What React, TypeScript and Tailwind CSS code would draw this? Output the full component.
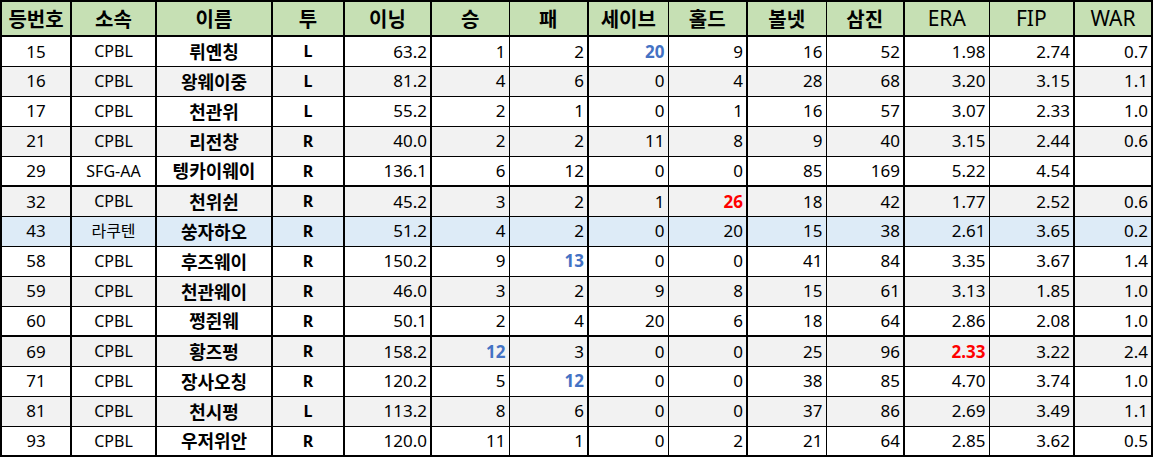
import React from "react";

type Mark = "blue" | "red";

type Row = {
  no: string;
  team: string;
  name: string;
  hand: string;
  stats: string[];
  marks?: Record<number, Mark>;
  tone: "white" | "gray" | "blue";
};

const headers = ["등번호", "소속", "이름", "투", "이닝", "승", "패", "세이브", "홀드", "볼넷", "삼진", "ERA", "FIP", "WAR"];

// column widths in px, boundary to boundary
const widths = [70, 85, 116, 72, 87, 78, 79, 80, 79, 79, 78, 85, 85, 78];

// right border of each column: true = thick
const thickRight = [true, true, true, true, true, false, true, false, true, false, true, false, true, true];

const rows: Row[] = [
  { no: "15", team: "CPBL", name: "뤼옌칭", hand: "L", stats: ["63.2", "1", "2", "20", "9", "16", "52", "1.98", "2.74", "0.7"], marks: { 3: "blue" }, tone: "white" },
  { no: "16", team: "CPBL", name: "왕웨이중", hand: "L", stats: ["81.2", "4", "6", "0", "4", "28", "68", "3.20", "3.15", "1.1"], tone: "gray" },
  { no: "17", team: "CPBL", name: "천관위", hand: "L", stats: ["55.2", "2", "1", "0", "1", "16", "57", "3.07", "2.33", "1.0"], tone: "white" },
  { no: "21", team: "CPBL", name: "리전창", hand: "R", stats: ["40.0", "2", "2", "11", "8", "9", "40", "3.15", "2.44", "0.6"], tone: "gray" },
  { no: "29", team: "SFG-AA", name: "텡카이웨이", hand: "R", stats: ["136.1", "6", "12", "0", "0", "85", "169", "5.22", "4.54", ""], tone: "white" },
  { no: "32", team: "CPBL", name: "천위쉰", hand: "R", stats: ["45.2", "3", "2", "1", "26", "18", "42", "1.77", "2.52", "0.6"], marks: { 4: "red" }, tone: "gray" },
  { no: "43", team: "라쿠텐", name: "쑹자하오", hand: "R", stats: ["51.2", "4", "2", "0", "20", "15", "38", "2.61", "3.65", "0.2"], tone: "blue" },
  { no: "58", team: "CPBL", name: "후즈웨이", hand: "R", stats: ["150.2", "9", "13", "0", "0", "41", "84", "3.35", "3.67", "1.4"], marks: { 2: "blue" }, tone: "white" },
  { no: "59", team: "CPBL", name: "천관웨이", hand: "R", stats: ["46.0", "3", "2", "9", "8", "15", "61", "3.13", "1.85", "1.0"], tone: "gray" },
  { no: "60", team: "CPBL", name: "쩡쥔웨", hand: "R", stats: ["50.1", "2", "4", "20", "6", "18", "64", "2.86", "2.08", "1.0"], tone: "white" },
  { no: "69", team: "CPBL", name: "황즈펑", hand: "R", stats: ["158.2", "12", "3", "0", "0", "25", "96", "2.33", "3.22", "2.4"], marks: { 1: "blue", 7: "red" }, tone: "gray" },
  { no: "71", team: "CPBL", name: "장사오칭", hand: "R", stats: ["120.2", "5", "12", "0", "0", "38", "85", "4.70", "3.74", "1.0"], marks: { 2: "blue" }, tone: "white" },
  { no: "81", team: "CPBL", name: "천시펑", hand: "L", stats: ["113.2", "8", "6", "0", "0", "37", "86", "2.69", "3.49", "1.1"], tone: "gray" },
  { no: "93", team: "CPBL", name: "우저위안", hand: "R", stats: ["120.0", "11", "1", "0", "2", "21", "64", "2.85", "3.62", "0.5"], tone: "white" },
];

// rows after which a thick line runs
const thickBelow = [4, 9, 13];

const toneBg = {
  white: "bg-white",
  gray: "bg-[#f2f2f2]",
  blue: "bg-[#ddebf7]",
};

function edge(col: number, rowIdx: number) {
  const r = thickRight[col] ? "border-r-2" : "border-r";
  const b = thickBelow.includes(rowIdx) ? "border-b-2" : "border-b";
  const l = col === 0 ? "border-l-2" : "";
  return `${r} ${b} ${l} border-black`;
}

export default function App() {
  return (
    <div className="bg-white w-[1155px] h-[457px] font-['Noto_Sans','Noto_Sans_CJK_KR',sans-serif] text-black">
      <table className="table-fixed border-collapse w-[1153px]">
        <colgroup>
          {widths.map((w, i) => (
            <col key={i} style={{ width: w }} />
          ))}
        </colgroup>
        <thead>
          <tr className="h-[35px] bg-[#c6e0b4]">
            {headers.map((h, i) => {
              const latin = /^[A-Z]+$/.test(h);
              return (
                <th
                  key={h}
                  className={`${thickRight[i] ? "border-r-2" : "border-r"} ${i === 0 ? "border-l-2" : ""} border-t-2 border-b-2 border-black p-0 text-center leading-none ${
                    latin ? "text-[21px] font-normal" : "text-[20px] font-bold font-['Noto_Sans_CJK_KR',sans-serif]"
                  }`}
                >
                  {h}
                </th>
              );
            })}
          </tr>
        </thead>
        <tbody>
          {rows.map((row, ri) => (
            <tr key={row.no} className={`h-[30px] ${toneBg[row.tone]}`}>
              <td className={`${edge(0, ri)} p-0 text-center text-[17px]`}>{row.no}</td>
              <td className={`${edge(1, ri)} p-0 text-center text-[16px]`}>{row.team}</td>
              <td className={`${edge(2, ri)} p-0 text-center text-[18px] font-bold font-['Noto_Sans_CJK_KR',sans-serif]`}>
                {row.name}
              </td>
              <td className={`${edge(3, ri)} p-0 text-center text-[16px] font-bold`}>{row.hand}</td>
              {row.stats.map((s, si) => {
                const mark = row.marks?.[si];
                const color =
                  mark === "blue" ? "text-[#4472c4] font-bold" : mark === "red" ? "text-[#ff0000] font-bold" : "";
                return (
                  <td key={si} className={`${edge(si + 4, ri)} p-0 pr-[3px] text-right text-[17px] ${color}`}>
                    {s}
                  </td>
                );
              })}
            </tr>
          ))}
        </tbody>
      </table>
    </div>
  );
}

WHAT THE TASK ASKS: Omit every picture, then repeat the remaining data exactly as it appears above.

WRITTEN REPLY:
What React, TypeScript and Tailwind CSS code would draw this? Output the full component.
import React from "react";

type Mark = "blue" | "red";

type Row = {
  no: string;
  team: string;
  name: string;
  hand: string;
  stats: string[];
  marks?: Record<number, Mark>;
  tone: "white" | "gray" | "blue";
};

const headers = ["등번호", "소속", "이름", "투", "이닝", "승", "패", "세이브", "홀드", "볼넷", "삼진", "ERA", "FIP", "WAR"];

// column widths in px, boundary to boundary
const widths = [70, 85, 116, 72, 87, 78, 79, 80, 79, 79, 78, 85, 85, 78];

// right border of each column: true = thick
const thickRight = [true, true, true, true, true, false, true, false, true, false, true, false, true, true];

const rows: Row[] = [
  { no: "15", team: "CPBL", name: "뤼옌칭", hand: "L", stats: ["63.2", "1", "2", "20", "9", "16", "52", "1.98", "2.74", "0.7"], marks: { 3: "blue" }, tone: "white" },
  { no: "16", team: "CPBL", name: "왕웨이중", hand: "L", stats: ["81.2", "4", "6", "0", "4", "28", "68", "3.20", "3.15", "1.1"], tone: "gray" },
  { no: "17", team: "CPBL", name: "천관위", hand: "L", stats: ["55.2", "2", "1", "0", "1", "16", "57", "3.07", "2.33", "1.0"], tone: "white" },
  { no: "21", team: "CPBL", name: "리전창", hand: "R", stats: ["40.0", "2", "2", "11", "8", "9", "40", "3.15", "2.44", "0.6"], tone: "gray" },
  { no: "29", team: "SFG-AA", name: "텡카이웨이", hand: "R", stats: ["136.1", "6", "12", "0", "0", "85", "169", "5.22", "4.54", ""], tone: "white" },
  { no: "32", team: "CPBL", name: "천위쉰", hand: "R", stats: ["45.2", "3", "2", "1", "26", "18", "42", "1.77", "2.52", "0.6"], marks: { 4: "red" }, tone: "gray" },
  { no: "43", team: "라쿠텐", name: "쑹자하오", hand: "R", stats: ["51.2", "4", "2", "0", "20", "15", "38", "2.61", "3.65", "0.2"], tone: "blue" },
  { no: "58", team: "CPBL", name: "후즈웨이", hand: "R", stats: ["150.2", "9", "13", "0", "0", "41", "84", "3.35", "3.67", "1.4"], marks: { 2: "blue" }, tone: "white" },
  { no: "59", team: "CPBL", name: "천관웨이", hand: "R", stats: ["46.0", "3", "2", "9", "8", "15", "61", "3.13", "1.85", "1.0"], tone: "gray" },
  { no: "60", team: "CPBL", name: "쩡쥔웨", hand: "R", stats: ["50.1", "2", "4", "20", "6", "18", "64", "2.86", "2.08", "1.0"], tone: "white" },
  { no: "69", team: "CPBL", name: "황즈펑", hand: "R", stats: ["158.2", "12", "3", "0", "0", "25", "96", "2.33", "3.22", "2.4"], marks: { 1: "blue", 7: "red" }, tone: "gray" },
  { no: "71", team: "CPBL", name: "장사오칭", hand: "R", stats: ["120.2", "5", "12", "0", "0", "38", "85", "4.70", "3.74", "1.0"], marks: { 2: "blue" }, tone: "white" },
  { no: "81", team: "CPBL", name: "천시펑", hand: "L", stats: ["113.2", "8", "6", "0", "0", "37", "86", "2.69", "3.49", "1.1"], tone: "gray" },
  { no: "93", team: "CPBL", name: "우저위안", hand: "R", stats: ["120.0", "11", "1", "0", "2", "21", "64", "2.85", "3.62", "0.5"], tone: "white" },
];

// rows after which a thick line runs
const thickBelow = [4, 9, 13];

const toneBg = {
  white: "bg-white",
  gray: "bg-[#f2f2f2]",
  blue: "bg-[#ddebf7]",
};

function edge(col: number, rowIdx: number) {
  const r = thickRight[col] ? "border-r-2" : "border-r";
  const b = thickBelow.includes(rowIdx) ? "border-b-2" : "border-b";
  const l = col === 0 ? "border-l-2" : "";
  return `${r} ${b} ${l} border-black`;
}

export default function App() {
  return (
    <div className="bg-white w-[1155px] h-[457px] font-['Noto_Sans','Noto_Sans_CJK_KR',sans-serif] text-black">
      <table className="table-fixed border-collapse w-[1153px]">
        <colgroup>
          {widths.map((w, i) => (
            <col key={i} style={{ width: w }} />
          ))}
        </colgroup>
        <thead>
          <tr className="h-[35px] bg-[#c6e0b4]">
            {headers.map((h, i) => {
              const latin = /^[A-Z]+$/.test(h);
              return (
                <th
                  key={h}
                  className={`${thickRight[i] ? "border-r-2" : "border-r"} ${i === 0 ? "border-l-2" : ""} border-t-2 border-b-2 border-black p-0 text-center leading-none ${
                    latin ? "text-[21px] font-normal" : "text-[20px] font-bold font-['Noto_Sans_CJK_KR',sans-serif]"
                  }`}
                >
                  {h}
                </th>
              );
            })}
          </tr>
        </thead>
        <tbody>
          {rows.map((row, ri) => (
            <tr key={row.no} className={`h-[30px] ${toneBg[row.tone]}`}>
              <td className={`${edge(0, ri)} p-0 text-center text-[17px]`}>{row.no}</td>
              <td className={`${edge(1, ri)} p-0 text-center text-[16px]`}>{row.team}</td>
              <td className={`${edge(2, ri)} p-0 text-center text-[18px] font-bold font-['Noto_Sans_CJK_KR',sans-serif]`}>
                {row.name}
              </td>
              <td className={`${edge(3, ri)} p-0 text-center text-[16px] font-bold`}>{row.hand}</td>
              {row.stats.map((s, si) => {
                const mark = row.marks?.[si];
                const color =
                  mark === "blue" ? "text-[#4472c4] font-bold" : mark === "red" ? "text-[#ff0000] font-bold" : "";
                return (
                  <td key={si} className={`${edge(si + 4, ri)} p-0 pr-[3px] text-right text-[17px] ${color}`}>
                    {s}
                  </td>
                );
              })}
            </tr>
          ))}
        </tbody>
      </table>
    </div>
  );
}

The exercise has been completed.